Instruction — Which lines below hold the word "full"? Copy all of them.

— begin Exercise input —

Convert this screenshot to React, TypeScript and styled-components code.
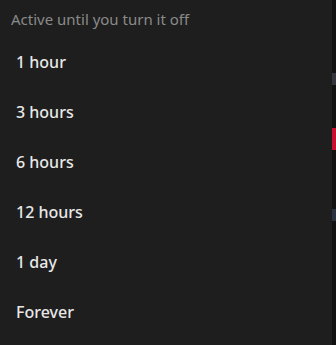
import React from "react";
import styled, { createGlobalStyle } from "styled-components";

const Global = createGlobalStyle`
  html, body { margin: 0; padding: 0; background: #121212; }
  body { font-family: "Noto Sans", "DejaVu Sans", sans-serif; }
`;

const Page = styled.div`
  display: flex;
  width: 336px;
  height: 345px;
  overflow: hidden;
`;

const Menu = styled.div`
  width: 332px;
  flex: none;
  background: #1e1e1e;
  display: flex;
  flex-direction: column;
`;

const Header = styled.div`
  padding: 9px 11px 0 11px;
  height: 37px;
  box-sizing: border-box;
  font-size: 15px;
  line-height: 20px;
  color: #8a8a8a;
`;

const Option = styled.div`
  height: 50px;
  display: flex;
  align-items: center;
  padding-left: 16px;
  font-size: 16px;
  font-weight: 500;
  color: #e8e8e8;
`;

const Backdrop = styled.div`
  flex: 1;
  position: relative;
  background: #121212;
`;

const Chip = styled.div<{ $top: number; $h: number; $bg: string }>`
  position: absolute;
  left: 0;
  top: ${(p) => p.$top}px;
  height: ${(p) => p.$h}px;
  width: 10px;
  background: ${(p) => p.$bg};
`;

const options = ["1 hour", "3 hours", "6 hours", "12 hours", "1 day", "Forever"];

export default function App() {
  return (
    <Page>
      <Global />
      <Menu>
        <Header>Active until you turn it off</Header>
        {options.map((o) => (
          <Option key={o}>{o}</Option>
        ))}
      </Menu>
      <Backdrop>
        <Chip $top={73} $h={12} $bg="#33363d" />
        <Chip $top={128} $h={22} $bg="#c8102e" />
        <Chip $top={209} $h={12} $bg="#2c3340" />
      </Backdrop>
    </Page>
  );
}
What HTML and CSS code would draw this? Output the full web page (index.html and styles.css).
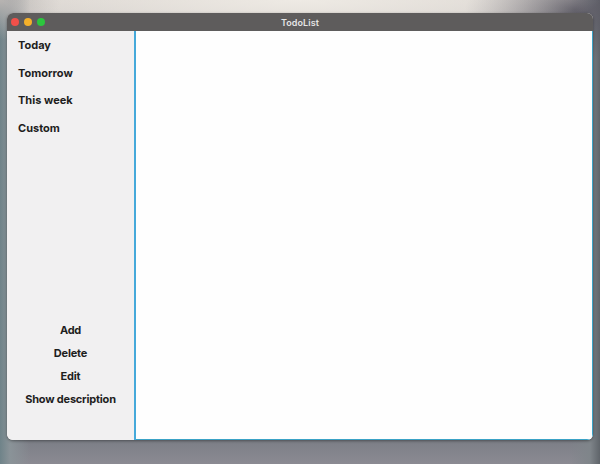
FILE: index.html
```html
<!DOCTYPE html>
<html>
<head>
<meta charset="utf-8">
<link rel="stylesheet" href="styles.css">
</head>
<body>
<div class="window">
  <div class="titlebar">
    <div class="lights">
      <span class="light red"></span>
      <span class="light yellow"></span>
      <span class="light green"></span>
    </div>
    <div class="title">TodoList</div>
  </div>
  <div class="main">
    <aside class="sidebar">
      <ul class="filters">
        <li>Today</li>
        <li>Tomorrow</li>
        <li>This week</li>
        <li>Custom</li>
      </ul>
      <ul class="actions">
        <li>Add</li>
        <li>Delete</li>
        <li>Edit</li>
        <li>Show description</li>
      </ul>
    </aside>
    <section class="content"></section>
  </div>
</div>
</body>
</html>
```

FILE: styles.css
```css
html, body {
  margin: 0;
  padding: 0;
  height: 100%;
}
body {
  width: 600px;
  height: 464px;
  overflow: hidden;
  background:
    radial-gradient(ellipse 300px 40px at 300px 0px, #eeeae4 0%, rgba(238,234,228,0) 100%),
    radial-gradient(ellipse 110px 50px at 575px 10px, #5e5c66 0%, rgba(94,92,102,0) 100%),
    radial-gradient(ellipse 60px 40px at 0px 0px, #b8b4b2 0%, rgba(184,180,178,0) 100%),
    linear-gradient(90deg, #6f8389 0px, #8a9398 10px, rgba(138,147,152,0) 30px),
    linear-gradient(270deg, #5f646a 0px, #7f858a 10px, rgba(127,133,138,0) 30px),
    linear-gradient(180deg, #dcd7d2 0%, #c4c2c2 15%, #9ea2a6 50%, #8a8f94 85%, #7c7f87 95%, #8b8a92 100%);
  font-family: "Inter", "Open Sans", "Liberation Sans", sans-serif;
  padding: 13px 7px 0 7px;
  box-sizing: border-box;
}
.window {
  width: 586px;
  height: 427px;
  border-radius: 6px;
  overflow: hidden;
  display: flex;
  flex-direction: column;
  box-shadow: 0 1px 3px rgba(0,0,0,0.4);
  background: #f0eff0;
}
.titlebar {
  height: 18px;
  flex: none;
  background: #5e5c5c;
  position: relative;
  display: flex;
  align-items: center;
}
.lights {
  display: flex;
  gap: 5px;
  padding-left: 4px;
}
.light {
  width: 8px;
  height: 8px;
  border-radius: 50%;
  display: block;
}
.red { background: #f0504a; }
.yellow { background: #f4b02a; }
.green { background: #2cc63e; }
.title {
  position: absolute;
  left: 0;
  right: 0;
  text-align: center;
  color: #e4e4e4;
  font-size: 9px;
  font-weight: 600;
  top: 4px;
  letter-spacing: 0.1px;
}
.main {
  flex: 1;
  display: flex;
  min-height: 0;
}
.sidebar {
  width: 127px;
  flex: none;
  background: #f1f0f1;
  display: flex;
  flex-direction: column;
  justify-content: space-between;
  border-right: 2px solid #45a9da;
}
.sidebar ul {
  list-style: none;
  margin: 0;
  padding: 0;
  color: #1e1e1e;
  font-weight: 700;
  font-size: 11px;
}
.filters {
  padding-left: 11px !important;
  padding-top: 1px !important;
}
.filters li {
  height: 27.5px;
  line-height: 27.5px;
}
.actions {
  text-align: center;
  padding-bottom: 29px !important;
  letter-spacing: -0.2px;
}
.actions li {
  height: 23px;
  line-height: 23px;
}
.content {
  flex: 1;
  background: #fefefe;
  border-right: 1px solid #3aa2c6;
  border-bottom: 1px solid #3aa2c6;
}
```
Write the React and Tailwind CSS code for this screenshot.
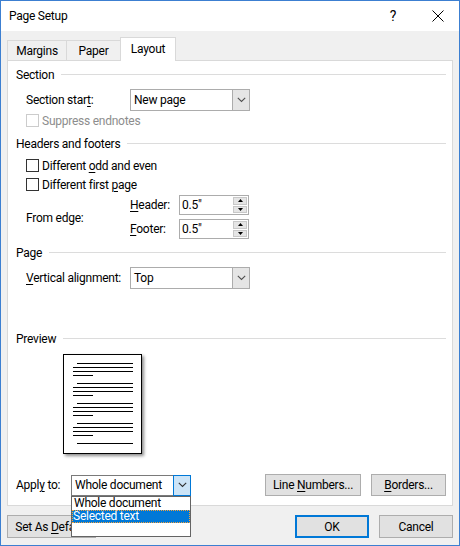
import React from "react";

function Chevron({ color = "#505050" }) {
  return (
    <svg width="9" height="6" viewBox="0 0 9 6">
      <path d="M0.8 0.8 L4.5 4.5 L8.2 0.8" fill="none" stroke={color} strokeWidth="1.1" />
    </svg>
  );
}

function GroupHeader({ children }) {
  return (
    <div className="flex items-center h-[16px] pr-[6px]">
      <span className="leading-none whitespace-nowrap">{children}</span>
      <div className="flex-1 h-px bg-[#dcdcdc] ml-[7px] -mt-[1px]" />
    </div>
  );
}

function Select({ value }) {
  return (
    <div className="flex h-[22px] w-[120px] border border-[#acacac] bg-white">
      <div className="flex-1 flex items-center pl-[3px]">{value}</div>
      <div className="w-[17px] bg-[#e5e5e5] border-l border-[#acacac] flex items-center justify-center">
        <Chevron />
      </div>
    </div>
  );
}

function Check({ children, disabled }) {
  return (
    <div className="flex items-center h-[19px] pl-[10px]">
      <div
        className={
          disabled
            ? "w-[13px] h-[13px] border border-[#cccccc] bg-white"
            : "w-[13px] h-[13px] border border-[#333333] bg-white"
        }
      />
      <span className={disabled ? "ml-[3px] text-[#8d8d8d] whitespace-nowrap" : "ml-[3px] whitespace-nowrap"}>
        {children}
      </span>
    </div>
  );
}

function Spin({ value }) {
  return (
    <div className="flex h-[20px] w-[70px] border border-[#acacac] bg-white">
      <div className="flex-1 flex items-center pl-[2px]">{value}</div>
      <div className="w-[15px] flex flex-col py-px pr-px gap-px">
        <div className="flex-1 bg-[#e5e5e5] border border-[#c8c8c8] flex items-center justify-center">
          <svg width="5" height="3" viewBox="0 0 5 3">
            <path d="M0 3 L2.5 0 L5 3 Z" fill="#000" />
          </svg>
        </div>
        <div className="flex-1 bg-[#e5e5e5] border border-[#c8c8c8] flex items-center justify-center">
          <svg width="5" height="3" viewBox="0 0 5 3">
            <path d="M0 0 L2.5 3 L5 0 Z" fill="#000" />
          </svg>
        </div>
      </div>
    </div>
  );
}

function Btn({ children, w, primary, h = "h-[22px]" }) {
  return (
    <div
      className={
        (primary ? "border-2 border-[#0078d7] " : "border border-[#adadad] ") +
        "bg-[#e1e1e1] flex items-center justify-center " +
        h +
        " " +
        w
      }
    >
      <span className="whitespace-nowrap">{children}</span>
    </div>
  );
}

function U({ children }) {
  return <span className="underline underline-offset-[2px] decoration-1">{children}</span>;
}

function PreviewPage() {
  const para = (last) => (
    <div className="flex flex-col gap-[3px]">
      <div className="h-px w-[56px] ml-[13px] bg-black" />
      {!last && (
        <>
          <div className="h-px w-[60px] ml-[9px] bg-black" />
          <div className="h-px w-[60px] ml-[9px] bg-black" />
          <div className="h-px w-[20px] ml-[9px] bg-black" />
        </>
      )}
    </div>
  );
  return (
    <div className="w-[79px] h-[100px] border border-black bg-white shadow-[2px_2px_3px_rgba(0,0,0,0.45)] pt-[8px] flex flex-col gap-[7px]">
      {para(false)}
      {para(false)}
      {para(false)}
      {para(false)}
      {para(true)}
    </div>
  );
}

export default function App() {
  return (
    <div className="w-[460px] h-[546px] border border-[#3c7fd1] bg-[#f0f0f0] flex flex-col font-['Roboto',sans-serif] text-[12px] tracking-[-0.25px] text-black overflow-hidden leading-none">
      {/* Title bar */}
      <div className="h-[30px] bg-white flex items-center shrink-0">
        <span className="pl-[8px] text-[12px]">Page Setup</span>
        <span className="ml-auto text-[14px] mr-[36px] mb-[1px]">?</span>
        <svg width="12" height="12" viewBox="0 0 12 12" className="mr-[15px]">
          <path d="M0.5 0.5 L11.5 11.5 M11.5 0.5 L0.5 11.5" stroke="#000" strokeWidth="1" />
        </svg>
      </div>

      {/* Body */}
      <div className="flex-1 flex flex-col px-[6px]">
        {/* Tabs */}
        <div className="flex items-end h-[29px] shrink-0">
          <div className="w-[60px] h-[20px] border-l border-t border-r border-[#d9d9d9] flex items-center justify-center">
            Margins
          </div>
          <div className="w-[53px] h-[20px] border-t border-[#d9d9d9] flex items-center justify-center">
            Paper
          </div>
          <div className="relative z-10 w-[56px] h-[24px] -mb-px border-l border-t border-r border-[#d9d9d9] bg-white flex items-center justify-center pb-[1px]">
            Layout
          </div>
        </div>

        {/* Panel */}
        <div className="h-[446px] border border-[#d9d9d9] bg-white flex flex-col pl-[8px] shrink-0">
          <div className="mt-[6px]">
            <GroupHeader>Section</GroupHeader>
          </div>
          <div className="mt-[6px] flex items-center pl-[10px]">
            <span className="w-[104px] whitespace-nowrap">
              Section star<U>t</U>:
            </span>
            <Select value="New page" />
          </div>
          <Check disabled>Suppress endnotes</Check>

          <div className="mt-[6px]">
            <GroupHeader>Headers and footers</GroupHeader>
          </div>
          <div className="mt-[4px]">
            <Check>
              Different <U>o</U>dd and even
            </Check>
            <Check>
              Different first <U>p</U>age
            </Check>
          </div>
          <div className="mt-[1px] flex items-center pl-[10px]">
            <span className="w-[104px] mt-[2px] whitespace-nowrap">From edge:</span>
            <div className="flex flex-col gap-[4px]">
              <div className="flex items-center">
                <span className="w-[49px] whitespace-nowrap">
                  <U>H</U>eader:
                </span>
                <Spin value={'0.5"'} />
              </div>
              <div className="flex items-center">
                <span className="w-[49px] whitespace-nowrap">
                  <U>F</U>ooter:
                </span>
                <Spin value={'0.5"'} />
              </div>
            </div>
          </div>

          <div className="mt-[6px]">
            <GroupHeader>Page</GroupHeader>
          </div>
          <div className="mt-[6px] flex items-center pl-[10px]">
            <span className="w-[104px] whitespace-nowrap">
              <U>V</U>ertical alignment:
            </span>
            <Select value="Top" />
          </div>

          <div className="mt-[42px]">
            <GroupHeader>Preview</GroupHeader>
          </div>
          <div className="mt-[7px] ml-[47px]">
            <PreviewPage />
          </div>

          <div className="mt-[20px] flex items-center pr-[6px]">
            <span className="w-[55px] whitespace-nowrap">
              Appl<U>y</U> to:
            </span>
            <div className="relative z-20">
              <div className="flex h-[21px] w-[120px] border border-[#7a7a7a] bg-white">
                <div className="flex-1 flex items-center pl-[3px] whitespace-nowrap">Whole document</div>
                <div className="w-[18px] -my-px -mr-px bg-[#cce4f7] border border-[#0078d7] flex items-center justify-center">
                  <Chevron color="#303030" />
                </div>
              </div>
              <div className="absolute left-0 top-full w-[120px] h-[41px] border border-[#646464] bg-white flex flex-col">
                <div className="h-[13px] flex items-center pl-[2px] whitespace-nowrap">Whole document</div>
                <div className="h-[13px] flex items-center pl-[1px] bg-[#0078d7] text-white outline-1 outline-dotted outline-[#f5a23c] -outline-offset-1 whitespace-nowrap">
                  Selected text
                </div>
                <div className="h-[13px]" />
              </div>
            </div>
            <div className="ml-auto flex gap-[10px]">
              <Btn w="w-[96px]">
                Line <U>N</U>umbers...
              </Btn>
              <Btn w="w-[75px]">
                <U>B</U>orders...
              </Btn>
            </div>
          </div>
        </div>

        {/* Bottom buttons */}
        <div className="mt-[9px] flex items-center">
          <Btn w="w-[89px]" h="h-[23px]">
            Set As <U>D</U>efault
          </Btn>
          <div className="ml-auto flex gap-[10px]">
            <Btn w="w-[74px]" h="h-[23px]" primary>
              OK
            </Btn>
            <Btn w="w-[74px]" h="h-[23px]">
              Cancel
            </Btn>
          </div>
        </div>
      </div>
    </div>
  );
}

— end Exercise input —

Correct response —
What HTML and CSS code would draw this? Output the full web page (index.html and styles.css).
              <div className="absolute left-0 top-full w-[120px] h-[41px] border border-[#646464] bg-white flex flex-col">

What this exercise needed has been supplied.